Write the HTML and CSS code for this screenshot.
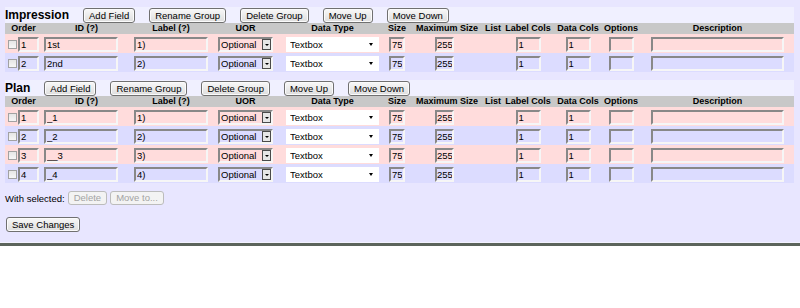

* * *

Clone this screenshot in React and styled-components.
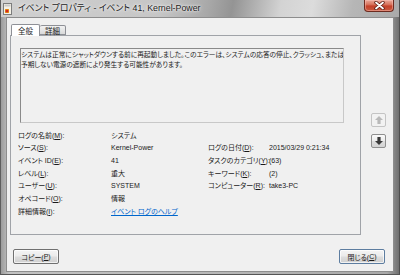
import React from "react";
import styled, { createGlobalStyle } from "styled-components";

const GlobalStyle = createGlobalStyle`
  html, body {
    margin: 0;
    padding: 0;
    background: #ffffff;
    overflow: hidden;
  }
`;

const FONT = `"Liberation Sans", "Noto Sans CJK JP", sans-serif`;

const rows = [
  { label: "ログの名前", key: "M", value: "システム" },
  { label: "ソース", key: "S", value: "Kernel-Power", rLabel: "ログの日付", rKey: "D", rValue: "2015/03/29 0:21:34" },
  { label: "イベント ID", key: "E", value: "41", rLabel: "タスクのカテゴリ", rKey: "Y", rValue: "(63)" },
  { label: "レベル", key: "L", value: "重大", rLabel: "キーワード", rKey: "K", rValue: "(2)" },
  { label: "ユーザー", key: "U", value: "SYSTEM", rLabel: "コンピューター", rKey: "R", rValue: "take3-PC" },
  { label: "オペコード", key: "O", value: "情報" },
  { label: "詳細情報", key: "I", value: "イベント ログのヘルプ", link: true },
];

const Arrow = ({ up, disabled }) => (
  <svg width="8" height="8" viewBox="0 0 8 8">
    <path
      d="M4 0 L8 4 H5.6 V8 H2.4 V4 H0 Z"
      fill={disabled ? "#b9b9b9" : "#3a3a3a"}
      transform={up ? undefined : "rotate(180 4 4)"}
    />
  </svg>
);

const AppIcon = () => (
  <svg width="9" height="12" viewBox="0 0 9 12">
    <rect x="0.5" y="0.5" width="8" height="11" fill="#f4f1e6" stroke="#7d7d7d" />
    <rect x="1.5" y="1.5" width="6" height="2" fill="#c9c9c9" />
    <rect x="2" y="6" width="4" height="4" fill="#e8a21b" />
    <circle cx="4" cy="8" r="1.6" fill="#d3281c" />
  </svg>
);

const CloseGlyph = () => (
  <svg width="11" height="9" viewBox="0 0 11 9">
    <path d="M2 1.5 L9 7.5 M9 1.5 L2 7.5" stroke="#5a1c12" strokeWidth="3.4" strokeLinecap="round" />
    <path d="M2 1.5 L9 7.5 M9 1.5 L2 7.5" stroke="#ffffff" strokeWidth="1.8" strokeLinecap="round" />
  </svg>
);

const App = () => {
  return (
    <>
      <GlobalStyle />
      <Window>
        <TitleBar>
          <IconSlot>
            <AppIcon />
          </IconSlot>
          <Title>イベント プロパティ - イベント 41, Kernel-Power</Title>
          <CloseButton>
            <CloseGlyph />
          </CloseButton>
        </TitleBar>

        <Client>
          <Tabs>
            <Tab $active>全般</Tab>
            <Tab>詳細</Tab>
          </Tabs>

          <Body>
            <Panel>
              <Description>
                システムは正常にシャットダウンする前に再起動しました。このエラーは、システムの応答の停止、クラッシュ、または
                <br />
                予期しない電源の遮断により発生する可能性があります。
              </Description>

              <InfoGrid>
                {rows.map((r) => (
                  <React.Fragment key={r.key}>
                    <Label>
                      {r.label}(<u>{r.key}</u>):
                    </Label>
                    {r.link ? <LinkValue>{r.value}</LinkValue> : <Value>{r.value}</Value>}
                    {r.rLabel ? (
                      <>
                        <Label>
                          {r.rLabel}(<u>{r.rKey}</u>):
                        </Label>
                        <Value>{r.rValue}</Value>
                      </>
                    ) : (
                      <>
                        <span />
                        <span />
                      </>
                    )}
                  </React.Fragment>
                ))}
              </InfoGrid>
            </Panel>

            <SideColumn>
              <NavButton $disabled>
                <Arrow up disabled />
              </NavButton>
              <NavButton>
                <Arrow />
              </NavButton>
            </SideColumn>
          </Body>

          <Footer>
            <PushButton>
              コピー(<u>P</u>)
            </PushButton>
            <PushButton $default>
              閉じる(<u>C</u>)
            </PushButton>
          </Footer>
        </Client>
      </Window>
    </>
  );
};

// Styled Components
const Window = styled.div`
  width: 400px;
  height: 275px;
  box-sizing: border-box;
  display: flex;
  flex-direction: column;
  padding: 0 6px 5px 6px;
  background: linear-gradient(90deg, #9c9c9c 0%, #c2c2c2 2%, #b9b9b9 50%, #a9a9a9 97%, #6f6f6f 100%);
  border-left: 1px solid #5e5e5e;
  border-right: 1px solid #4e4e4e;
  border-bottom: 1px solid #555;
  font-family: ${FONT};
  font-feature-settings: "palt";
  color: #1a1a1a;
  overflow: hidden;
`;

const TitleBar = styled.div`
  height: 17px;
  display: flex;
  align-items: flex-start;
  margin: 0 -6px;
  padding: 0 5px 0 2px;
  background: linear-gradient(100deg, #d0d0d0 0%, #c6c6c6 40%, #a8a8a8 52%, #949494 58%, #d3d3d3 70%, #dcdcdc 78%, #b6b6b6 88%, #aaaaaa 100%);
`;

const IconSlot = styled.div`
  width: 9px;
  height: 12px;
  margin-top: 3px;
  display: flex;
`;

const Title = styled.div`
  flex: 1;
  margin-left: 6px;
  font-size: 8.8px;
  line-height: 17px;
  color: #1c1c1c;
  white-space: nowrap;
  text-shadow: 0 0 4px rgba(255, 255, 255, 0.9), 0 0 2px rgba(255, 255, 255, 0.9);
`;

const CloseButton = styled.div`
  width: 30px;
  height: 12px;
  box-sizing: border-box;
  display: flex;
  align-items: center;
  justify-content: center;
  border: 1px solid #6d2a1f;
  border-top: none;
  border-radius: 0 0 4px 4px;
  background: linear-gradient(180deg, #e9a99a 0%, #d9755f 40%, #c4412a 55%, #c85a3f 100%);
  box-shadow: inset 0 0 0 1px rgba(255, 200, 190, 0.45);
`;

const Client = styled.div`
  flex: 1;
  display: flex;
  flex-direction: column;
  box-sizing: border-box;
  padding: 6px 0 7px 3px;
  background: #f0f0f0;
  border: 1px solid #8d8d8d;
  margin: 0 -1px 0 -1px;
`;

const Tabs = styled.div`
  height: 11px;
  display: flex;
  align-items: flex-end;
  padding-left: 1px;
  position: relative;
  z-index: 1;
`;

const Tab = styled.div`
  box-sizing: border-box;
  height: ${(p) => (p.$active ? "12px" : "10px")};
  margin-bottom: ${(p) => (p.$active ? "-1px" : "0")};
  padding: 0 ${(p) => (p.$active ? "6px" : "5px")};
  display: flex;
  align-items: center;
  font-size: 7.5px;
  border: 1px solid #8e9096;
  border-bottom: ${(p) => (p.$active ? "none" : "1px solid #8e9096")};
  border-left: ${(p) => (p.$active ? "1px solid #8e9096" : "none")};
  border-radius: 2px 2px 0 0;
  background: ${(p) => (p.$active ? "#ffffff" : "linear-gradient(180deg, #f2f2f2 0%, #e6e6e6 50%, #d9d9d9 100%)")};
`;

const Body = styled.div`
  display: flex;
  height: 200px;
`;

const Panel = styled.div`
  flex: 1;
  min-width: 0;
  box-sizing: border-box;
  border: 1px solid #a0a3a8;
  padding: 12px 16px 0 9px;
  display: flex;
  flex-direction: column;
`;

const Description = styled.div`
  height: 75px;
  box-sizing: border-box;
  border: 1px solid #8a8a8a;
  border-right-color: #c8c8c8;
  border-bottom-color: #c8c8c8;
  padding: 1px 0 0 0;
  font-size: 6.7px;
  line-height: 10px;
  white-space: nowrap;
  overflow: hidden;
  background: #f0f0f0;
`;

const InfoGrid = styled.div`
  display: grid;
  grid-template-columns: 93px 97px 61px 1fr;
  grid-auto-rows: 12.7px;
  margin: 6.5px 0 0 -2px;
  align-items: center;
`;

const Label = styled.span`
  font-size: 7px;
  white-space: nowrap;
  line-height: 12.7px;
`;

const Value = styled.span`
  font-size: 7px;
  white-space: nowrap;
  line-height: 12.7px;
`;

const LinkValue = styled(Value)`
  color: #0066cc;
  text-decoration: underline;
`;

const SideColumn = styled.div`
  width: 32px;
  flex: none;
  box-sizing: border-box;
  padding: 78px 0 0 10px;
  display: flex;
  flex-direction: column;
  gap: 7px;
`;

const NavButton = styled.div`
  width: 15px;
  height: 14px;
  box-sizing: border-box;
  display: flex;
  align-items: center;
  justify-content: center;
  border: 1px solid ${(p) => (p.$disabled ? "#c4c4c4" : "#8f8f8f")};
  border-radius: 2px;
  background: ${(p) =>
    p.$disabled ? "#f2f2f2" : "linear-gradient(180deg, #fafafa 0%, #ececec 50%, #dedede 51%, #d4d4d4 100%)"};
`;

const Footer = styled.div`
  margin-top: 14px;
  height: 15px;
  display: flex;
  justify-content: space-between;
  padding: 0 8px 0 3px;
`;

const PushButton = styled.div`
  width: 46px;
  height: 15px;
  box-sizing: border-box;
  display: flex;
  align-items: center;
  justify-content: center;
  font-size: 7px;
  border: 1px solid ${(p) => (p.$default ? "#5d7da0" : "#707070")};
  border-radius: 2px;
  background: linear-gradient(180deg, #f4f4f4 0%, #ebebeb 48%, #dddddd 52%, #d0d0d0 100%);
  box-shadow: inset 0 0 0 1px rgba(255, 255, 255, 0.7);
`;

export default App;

--

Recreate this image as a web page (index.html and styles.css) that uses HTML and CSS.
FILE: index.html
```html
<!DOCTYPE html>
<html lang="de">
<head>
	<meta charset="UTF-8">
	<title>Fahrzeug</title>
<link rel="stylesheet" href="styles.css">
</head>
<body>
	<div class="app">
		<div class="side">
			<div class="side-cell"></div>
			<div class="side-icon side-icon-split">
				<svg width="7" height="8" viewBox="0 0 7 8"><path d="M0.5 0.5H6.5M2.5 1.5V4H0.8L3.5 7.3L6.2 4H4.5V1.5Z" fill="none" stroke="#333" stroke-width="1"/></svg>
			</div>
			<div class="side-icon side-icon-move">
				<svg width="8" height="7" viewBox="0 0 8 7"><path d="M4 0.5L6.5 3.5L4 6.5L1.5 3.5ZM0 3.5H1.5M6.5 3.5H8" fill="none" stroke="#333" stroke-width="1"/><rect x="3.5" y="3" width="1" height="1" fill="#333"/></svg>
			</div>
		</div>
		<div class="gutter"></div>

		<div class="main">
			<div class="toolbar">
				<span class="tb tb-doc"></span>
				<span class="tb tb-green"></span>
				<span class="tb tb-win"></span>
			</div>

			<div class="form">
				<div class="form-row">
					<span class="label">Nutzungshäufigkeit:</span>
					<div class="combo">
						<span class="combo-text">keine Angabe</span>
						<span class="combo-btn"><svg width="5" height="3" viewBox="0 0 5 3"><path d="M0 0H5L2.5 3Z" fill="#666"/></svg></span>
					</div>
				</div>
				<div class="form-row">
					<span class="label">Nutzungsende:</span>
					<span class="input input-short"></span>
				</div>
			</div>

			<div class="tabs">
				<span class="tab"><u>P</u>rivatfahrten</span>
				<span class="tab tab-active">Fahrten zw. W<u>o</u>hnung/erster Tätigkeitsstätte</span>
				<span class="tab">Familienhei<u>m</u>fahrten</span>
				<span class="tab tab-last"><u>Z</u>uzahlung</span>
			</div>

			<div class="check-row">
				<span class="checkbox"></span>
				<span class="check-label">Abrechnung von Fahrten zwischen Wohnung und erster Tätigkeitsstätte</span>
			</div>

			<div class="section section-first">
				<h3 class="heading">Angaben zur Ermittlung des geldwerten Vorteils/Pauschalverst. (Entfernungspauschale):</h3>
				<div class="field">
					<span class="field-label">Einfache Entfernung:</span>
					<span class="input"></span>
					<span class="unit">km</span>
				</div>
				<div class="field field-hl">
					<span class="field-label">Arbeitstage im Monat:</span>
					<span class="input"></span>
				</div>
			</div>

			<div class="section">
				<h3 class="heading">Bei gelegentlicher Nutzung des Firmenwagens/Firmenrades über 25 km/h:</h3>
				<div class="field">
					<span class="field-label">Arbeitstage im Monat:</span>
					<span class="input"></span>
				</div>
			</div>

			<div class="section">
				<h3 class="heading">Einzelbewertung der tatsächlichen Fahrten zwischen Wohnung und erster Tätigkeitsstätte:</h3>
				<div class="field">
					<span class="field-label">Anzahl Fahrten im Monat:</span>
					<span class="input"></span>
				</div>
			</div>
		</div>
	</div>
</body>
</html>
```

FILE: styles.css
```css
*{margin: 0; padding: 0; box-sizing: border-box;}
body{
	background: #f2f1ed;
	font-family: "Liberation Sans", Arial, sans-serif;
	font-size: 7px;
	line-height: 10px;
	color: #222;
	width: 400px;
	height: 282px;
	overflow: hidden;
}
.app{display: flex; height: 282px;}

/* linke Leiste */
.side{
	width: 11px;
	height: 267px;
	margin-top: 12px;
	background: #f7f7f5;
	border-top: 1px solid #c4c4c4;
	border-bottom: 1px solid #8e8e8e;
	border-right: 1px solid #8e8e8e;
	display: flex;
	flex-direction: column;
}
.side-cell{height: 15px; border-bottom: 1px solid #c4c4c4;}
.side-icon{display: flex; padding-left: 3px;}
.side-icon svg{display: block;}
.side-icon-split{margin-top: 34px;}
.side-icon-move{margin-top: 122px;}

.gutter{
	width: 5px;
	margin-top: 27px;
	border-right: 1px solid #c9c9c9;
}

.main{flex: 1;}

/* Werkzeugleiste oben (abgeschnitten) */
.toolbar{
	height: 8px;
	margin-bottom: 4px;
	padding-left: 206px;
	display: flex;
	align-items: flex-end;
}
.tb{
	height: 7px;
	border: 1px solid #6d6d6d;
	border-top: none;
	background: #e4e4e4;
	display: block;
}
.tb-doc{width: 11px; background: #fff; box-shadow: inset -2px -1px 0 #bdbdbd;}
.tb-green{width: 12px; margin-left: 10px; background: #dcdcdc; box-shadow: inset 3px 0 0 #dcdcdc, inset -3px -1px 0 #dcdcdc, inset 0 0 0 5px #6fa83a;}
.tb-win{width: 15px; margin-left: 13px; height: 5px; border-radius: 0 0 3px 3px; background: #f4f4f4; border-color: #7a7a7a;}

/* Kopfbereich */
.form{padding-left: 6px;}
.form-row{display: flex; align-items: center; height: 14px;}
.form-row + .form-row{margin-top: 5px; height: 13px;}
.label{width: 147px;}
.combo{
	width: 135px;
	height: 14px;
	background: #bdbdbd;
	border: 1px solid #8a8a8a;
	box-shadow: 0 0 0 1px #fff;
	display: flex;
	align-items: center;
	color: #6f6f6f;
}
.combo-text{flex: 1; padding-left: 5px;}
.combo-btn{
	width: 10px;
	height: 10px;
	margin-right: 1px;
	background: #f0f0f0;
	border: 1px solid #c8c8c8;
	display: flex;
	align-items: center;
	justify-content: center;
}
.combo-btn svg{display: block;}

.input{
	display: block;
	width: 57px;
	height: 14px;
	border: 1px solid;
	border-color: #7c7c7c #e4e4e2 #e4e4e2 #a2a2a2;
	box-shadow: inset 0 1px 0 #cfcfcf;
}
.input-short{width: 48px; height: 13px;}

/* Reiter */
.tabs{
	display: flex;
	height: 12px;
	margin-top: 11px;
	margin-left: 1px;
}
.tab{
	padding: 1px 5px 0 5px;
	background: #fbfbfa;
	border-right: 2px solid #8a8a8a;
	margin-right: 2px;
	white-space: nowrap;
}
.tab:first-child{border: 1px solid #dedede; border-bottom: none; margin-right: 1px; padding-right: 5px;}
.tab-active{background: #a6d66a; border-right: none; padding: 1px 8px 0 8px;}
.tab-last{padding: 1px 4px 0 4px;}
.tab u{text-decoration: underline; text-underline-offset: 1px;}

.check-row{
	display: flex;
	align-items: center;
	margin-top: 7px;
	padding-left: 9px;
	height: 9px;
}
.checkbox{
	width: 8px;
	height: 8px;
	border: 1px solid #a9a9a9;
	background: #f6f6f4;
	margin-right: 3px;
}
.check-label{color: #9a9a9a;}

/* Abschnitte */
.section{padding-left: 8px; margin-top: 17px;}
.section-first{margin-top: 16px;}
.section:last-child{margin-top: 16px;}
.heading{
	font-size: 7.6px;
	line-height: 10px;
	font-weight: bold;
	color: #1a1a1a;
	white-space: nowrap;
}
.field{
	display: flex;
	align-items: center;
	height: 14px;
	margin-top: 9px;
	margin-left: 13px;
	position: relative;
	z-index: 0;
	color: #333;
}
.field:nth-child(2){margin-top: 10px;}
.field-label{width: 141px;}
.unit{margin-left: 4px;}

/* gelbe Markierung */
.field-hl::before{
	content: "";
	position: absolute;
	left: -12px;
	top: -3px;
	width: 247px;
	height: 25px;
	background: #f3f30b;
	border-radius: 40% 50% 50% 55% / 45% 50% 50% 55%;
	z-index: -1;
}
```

• _INSTRUCTIONS TO FOLLOW_
Count the lines above in which the word "React" appears, then state only that count.

• _RESULT_
4